Starting last week, the farm-to-table restaurant is adding a 2 percent "livable wage surcharge" to customer's bills and giving all of it to its un-tipped, back-of-the-house staff.

"There is a wage discrepancy between kitchen staff and service staff," said Keith Arnold, who co-owns the restaurant with his wife, Stephanie Bonin. "And how that happened is anytime a restaurant needs to increase menu prices to cover anything -- rent, energy, increased wages, you name it -- when you do that, the service staff gets an automatic pay increase. The kitchen does not."

So how does that happen?

Well, even aside from tips, kitchen staff are paid differently than servers and hosts.

"Every January 1 there's a minimum wage increase and that only hits the service staff," Arnold explains. "Service staff make service staff minimum wage. It was $2.13 an hour maybe as little as six years ago. Now, it’s 6 something -- $6.28. That’s a 300 percent increase, based on the law. And we already pay our back of the house more than minimum wage. They don’t get a bump."

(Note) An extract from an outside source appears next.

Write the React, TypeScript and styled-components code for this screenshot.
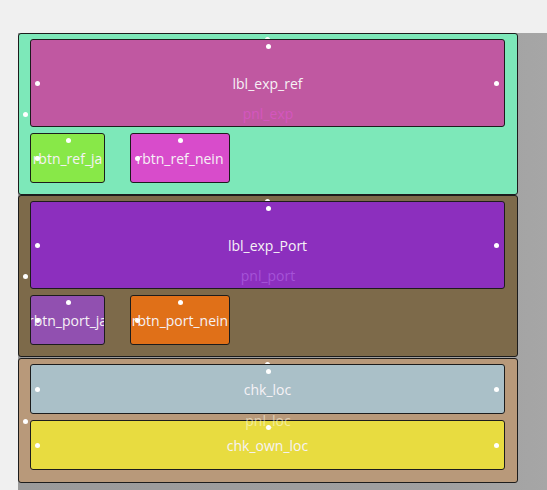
import styled, { createGlobalStyle } from 'styled-components'

const GlobalStyle = createGlobalStyle`
	html, body {
		margin: 0;
		padding: 0;
		background: #f0f0f0;
		font-family: "Open Sans", "Noto Sans", sans-serif;
	}
`

const Page = styled.div`
	padding: 33px 0 0 18px;
	width: 547px;
	height: 490px;
	box-sizing: border-box;
	overflow: hidden;
`

const Canvas = styled.div`
	height: 100%;
	background: linear-gradient(to right, #9a9a9a 0%, #a0a0a0 80%, #a6a6a6 100%);
	display: flex;
	flex-direction: column;
	align-items: flex-start;
`

const Panel = styled.div<{ $bg: string; $gapBefore?: number; $padBottom?: number }>`
	position: relative;
	box-sizing: border-box;
	width: 500px;
	margin-top: ${({ $gapBefore }) => $gapBefore ?? 0}px;
	padding: 5px 11px ${({ $padBottom }) => $padBottom ?? 11}px;
	background-color: ${({ $bg }) => $bg};
	border: 1px solid #1c1c1c;
	border-radius: 3px;
	display: flex;
	flex-direction: column;
	gap: 6px;
`

// panel name, drawn faintly over its children
const Caption = styled.span<{ $color: string }>`
	position: absolute;
	left: 0;
	right: 0;
	top: 50%;
	transform: translateY(-50%);
	text-align: center;
	font-size: 14px;
	line-height: 18px;
	color: ${({ $color }) => $color};
	z-index: 3;
	pointer-events: none;
`

const Row = styled.div`
	display: flex;
	gap: 25px;
`

const Control = styled.div<{ $bg: string; $w: number; $h: number }>`
	position: relative;
	z-index: 2;
	box-sizing: border-box;
	width: ${({ $w }) => $w}px;
	height: ${({ $h }) => $h}px;
	padding-top: 1px;
	background-color: ${({ $bg }) => $bg};
	border: 1px solid #1c1c1c;
	border-radius: 3px;
	display: flex;
	align-items: center;
	justify-content: center;
	overflow: hidden;
	white-space: nowrap;
	color: #f6f2f6;
	font-size: 14px;
	line-height: 18px;
`

const Handle = styled.span<{ $at: 'top' | 'left' | 'right' }>`
	position: absolute;
	width: 5px;
	height: 5px;
	border-radius: 50%;
	background: #fff;
	z-index: 4;
	${({ $at }) =>
		$at === 'top'
			? 'top: 4px; left: 50%; margin-left: -2px;'
			: $at === 'left'
				? 'left: 4px; top: 50%; margin-top: -2px;'
				: 'right: 5px; top: 50%; margin-top: -2px;'}
`

const PanelHandle = styled.span<{ $at: 'top' | 'left' }>`
	position: absolute;
	width: 5px;
	height: 5px;
	border-radius: 50%;
	background: #fff;
	z-index: 1;
	${({ $at }) =>
		$at === 'top'
			? 'top: 3px; left: 50%; margin-left: -3px;'
			: 'left: 4px; top: 50%; margin-top: -2px; z-index: 3;'}
`

interface BoxProps {
	text: string
	bg: string
	w: number
	h: number
	wide?: boolean
}

const Box = ({ text, bg, w, h, wide }: BoxProps) => (
	<Control $bg={bg} $w={w} $h={h}>
		{text}
		<Handle $at="top" />
		<Handle $at="left" />
		{wide && <Handle $at="right" />}
	</Control>
)

export default function App() {
	return (
		<>
			<GlobalStyle />
			<Page>
				<Canvas>
					<Panel $bg="#7de8b9">
						<PanelHandle $at="top" />
						<PanelHandle $at="left" />
						<Box text="lbl_exp_ref" bg="#c058a1" w={475} h={88} wide />
						<Row>
							<Box text="rbtn_ref_ja" bg="#88e848" w={75} h={50} />
							<Box text="rbtn_ref_nein" bg="#d84ccb" w={100} h={50} />
						</Row>
						<Caption $color="rgba(232, 84, 222, 0.5)">pnl_exp</Caption>
					</Panel>
					<Panel $bg="#7d6a4a">
						<PanelHandle $at="top" />
						<PanelHandle $at="left" />
						<Box text="lbl_exp_Port" bg="#8c2fbe" w={475} h={88} wide />
						<Row>
							<Box text="rbtn_port_ja" bg="#9150b0" w={75} h={50} />
							<Box text="rbtn_port_nein" bg="#e07018" w={100} h={50} />
						</Row>
						<Caption $color="rgba(190, 120, 240, 0.5)">pnl_port</Caption>
					</Panel>
					<Panel $bg="#b8997a" $gapBefore={1} $padBottom={12}>
						<PanelHandle $at="top" />
						<PanelHandle $at="left" />
						<Box text="chk_loc" bg="#aac0c8" w={475} h={50} wide />
						<Box text="chk_own_loc" bg="#e8dc40" w={475} h={50} wide />
						<Caption $color="rgba(255, 252, 230, 0.55)">pnl_loc</Caption>
					</Panel>
				</Canvas>
			</Page>
		</>
	)
}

So that's where it starts. Now the restaurant has to cover that wage increase, among the other expenses Arnold mentioned, by raising menu prices. And if your food costs more, your 20 percent tip is going to be more. That's where the gap really grows.

And, no, they can't mandate tip sharing with back-of-the-house staff. It's against the law.

"It’s not intuitive to the average diner, which puts us in this role where now we’re educators. I don’t want to be … but the fact of the matter is there’s a problem and we reached a point where we needed to do something to fix it," Arnold said.

"We’re not doing this to be disruptive. We’re not doing this for any special media coverage ... I am all for supporting my incredible team. So that’s why we did this."